** START OF Data for this task **

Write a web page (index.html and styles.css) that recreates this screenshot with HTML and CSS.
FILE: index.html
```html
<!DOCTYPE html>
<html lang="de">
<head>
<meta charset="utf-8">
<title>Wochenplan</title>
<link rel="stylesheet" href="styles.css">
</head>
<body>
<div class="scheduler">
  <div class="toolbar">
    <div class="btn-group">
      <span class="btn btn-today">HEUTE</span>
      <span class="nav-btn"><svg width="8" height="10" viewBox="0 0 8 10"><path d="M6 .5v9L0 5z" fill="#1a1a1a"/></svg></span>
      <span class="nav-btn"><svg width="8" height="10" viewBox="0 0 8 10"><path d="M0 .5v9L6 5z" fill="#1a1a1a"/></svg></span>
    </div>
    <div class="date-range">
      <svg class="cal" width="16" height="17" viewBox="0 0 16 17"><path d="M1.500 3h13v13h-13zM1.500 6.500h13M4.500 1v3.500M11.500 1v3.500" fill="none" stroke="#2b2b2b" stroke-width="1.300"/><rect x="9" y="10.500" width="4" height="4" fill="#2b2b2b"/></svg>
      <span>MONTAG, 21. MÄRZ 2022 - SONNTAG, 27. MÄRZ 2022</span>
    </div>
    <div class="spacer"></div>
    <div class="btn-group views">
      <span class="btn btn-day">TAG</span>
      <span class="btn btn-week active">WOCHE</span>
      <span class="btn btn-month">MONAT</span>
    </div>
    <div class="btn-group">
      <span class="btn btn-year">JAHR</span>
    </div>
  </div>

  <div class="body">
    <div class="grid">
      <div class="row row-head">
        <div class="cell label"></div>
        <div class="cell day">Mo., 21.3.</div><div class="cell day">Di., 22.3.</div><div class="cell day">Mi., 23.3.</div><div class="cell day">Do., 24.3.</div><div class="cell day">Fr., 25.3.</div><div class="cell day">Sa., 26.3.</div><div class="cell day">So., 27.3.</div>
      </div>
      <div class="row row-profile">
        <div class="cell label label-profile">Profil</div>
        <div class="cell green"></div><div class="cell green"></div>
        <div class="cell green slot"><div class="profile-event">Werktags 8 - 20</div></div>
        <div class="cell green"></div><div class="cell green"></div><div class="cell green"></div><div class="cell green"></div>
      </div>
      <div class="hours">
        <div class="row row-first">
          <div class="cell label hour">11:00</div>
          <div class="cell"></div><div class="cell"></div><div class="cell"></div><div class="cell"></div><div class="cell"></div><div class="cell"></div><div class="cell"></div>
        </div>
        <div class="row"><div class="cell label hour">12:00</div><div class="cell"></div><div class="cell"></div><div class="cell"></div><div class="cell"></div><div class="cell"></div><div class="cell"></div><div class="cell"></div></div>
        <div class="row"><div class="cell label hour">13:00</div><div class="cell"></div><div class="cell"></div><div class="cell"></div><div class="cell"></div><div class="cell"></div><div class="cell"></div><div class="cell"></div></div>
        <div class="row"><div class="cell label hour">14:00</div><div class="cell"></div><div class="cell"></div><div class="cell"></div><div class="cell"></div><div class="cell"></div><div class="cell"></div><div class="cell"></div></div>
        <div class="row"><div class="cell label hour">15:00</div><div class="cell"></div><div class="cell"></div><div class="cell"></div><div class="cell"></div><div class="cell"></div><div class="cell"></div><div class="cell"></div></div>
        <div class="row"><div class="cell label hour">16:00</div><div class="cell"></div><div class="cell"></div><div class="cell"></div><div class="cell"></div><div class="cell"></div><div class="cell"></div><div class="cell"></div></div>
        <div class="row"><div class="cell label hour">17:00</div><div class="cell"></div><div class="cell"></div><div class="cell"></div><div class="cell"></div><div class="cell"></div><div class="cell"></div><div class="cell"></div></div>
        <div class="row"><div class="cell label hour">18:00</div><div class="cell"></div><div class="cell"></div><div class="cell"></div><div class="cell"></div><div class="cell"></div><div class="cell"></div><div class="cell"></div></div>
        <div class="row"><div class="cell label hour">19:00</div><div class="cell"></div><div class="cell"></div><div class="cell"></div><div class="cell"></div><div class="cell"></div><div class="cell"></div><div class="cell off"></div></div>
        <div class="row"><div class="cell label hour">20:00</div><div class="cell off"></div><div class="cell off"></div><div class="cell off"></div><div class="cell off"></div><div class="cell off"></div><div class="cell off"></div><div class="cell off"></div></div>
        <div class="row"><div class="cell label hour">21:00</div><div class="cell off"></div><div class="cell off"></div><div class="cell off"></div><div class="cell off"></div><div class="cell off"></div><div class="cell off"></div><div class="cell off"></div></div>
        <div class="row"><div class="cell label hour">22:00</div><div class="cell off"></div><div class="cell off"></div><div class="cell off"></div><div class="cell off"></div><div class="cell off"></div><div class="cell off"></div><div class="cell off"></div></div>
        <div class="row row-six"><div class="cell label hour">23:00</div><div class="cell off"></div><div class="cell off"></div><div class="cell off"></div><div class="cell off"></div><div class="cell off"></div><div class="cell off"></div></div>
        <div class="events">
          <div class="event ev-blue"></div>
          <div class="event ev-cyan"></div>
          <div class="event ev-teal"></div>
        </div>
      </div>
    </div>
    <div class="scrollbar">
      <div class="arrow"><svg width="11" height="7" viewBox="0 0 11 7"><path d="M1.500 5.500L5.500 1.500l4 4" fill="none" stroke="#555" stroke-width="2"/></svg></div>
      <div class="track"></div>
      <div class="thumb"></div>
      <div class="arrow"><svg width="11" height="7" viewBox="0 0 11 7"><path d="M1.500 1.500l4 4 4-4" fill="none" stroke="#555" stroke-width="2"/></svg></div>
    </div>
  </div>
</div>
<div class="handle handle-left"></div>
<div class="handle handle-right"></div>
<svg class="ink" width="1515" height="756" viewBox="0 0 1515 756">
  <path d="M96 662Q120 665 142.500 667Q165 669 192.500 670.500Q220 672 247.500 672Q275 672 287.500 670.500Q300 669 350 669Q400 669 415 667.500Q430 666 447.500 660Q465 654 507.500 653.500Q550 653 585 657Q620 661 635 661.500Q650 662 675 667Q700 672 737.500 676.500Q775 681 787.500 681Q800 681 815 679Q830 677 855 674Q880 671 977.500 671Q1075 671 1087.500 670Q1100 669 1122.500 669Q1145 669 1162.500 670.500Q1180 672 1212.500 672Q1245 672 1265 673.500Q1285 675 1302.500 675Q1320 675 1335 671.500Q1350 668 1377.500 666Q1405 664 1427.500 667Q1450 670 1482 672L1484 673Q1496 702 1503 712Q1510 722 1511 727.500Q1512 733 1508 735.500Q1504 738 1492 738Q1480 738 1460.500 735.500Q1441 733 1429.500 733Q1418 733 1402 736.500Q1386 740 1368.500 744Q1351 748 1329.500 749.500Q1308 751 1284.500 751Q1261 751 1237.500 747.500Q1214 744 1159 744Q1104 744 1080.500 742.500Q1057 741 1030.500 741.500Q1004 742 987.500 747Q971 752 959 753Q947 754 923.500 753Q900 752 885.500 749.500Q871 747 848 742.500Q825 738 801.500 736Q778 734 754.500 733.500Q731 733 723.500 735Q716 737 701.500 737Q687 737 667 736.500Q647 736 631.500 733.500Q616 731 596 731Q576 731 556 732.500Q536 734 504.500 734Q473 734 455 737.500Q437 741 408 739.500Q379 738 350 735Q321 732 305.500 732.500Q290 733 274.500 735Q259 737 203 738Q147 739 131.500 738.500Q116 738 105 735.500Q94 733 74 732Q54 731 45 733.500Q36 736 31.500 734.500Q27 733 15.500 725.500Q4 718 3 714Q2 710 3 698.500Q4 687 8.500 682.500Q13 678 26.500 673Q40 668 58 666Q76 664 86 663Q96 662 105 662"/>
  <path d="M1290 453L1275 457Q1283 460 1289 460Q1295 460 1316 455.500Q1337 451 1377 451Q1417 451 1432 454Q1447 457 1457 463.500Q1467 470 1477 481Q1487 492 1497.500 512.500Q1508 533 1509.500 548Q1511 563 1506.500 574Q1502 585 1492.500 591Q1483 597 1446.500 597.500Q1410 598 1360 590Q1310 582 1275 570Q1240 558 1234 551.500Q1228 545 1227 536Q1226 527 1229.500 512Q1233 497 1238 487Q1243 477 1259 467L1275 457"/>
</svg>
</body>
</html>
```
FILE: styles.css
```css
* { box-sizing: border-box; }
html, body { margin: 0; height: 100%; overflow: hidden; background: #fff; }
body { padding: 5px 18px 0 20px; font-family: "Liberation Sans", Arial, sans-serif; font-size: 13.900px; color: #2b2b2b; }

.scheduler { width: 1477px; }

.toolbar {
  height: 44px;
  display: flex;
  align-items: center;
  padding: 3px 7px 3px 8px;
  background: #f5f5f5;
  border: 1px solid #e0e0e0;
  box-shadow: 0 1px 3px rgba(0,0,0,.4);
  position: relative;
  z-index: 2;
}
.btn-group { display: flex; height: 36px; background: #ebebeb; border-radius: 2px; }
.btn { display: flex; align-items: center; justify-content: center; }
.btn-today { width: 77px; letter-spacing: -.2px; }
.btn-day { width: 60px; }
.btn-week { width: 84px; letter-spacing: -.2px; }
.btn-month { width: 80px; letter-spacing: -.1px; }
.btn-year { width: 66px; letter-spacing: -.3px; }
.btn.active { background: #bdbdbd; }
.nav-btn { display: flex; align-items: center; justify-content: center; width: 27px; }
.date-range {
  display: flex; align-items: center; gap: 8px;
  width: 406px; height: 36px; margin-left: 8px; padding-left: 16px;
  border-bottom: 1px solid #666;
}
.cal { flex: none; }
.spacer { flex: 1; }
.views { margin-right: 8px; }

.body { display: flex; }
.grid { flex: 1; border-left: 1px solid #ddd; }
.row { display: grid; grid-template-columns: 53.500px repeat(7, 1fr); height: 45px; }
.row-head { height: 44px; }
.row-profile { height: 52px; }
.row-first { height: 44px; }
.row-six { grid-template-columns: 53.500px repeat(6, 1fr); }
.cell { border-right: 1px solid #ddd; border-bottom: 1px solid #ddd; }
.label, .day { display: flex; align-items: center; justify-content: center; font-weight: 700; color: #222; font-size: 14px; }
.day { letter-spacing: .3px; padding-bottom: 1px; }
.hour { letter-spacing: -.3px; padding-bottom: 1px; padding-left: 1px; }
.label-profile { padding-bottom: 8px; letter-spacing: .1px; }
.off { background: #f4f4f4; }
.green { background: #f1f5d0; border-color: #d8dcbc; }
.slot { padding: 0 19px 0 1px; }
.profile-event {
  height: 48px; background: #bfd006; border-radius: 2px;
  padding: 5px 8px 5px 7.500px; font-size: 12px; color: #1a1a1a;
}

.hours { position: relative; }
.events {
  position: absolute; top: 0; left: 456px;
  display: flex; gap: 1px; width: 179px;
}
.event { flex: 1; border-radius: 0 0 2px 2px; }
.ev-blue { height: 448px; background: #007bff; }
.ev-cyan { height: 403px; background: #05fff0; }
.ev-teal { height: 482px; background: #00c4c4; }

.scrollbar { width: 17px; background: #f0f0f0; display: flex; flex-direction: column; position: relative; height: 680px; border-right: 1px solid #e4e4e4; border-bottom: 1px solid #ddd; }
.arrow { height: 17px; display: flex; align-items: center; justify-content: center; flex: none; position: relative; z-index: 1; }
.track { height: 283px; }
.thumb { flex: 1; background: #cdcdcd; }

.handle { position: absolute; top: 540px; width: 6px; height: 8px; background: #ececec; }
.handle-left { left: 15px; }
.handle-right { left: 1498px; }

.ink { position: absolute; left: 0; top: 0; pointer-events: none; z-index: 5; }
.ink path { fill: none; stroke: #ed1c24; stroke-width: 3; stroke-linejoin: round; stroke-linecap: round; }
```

** END OF Data for this task **
** START OF Data for this task **

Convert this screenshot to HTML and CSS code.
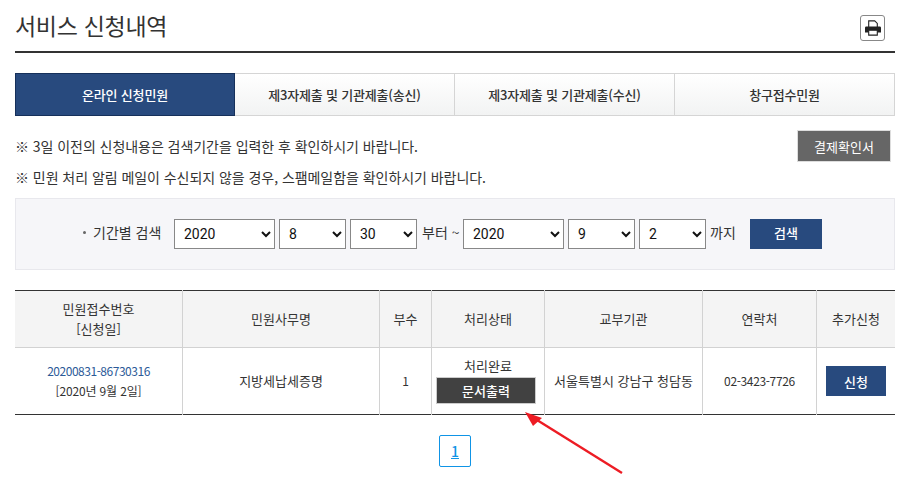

** END OF Data for this task **

▶ _Do this_
Show every line in the entries where the string "screenshot" occurs.

▶ _Written response_
Write a web page (index.html and styles.css) that recreates this screenshot with HTML and CSS.
Convert this screenshot to HTML and CSS code.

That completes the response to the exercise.